The first major difference is that we can gather and aggregate a lot more data than you can when breaking your program randomly in the debugger, so issues that are less extreme than the example I cited above can be detected.  Along with that comes the ability to do more sophisticated analysis than the flat set of call stacks that you would see in the debugger.  This is the justification for having a sampling based profiler in the first place.  I recommend that you take a look at some of the other VSTS profiler team’s blogs for loads of additional info. 

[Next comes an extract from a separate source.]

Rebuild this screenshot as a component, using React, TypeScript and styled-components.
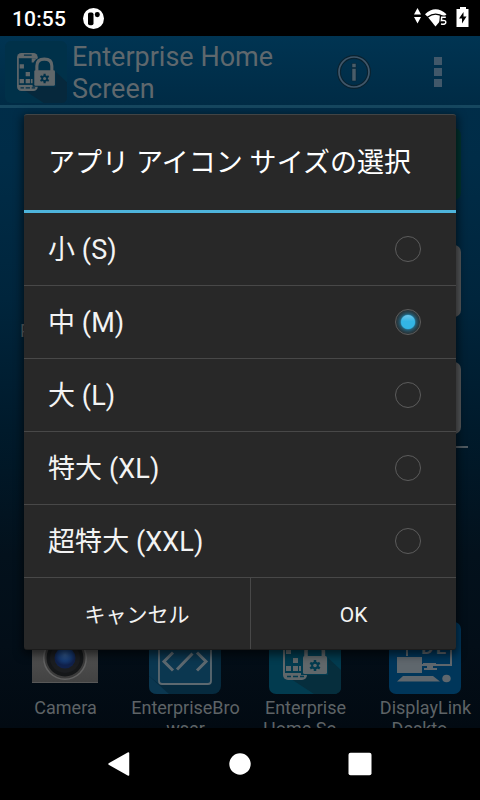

The second major difference is something that was pointed out by the performance engineers the other day, and puts a different spin on a recurring issue with sampling profiling.  When you break in the debugger it stops all threads and you can take a look at all of their call stacks.  With our implementation of a sampling profiler, we only report the call stacks of the thread that was active at the time our event occurred.  Why is this a significant difference, you may ask?  Because a thread that is sitting in WaitForSingleObject or any other system level synchronization call (this counts managed locks as well) won’t ever be sampled.  In our sampling profiler, we do a good job of showing you where you use the most of a particular resource (for instance processor usage in the default case), but we don’t do anything to show you when the problem is multiple threads contending over the same resource.  In the debugger you can look at the call stacks of the inactive threads and see that some particular thread is sitting in WaitForSingleObject much more often that you expect. 

Now before you run out and start using the debugger as your primary tool for identifying resource contention issues, let me tell you that we do have a completely different solution to help you identify resource contention issues.  This is one of the things that the instrumentation based flavor of our profiler does pretty well, and I’ll follow up with a blog about that sometime in the near future.

--dwg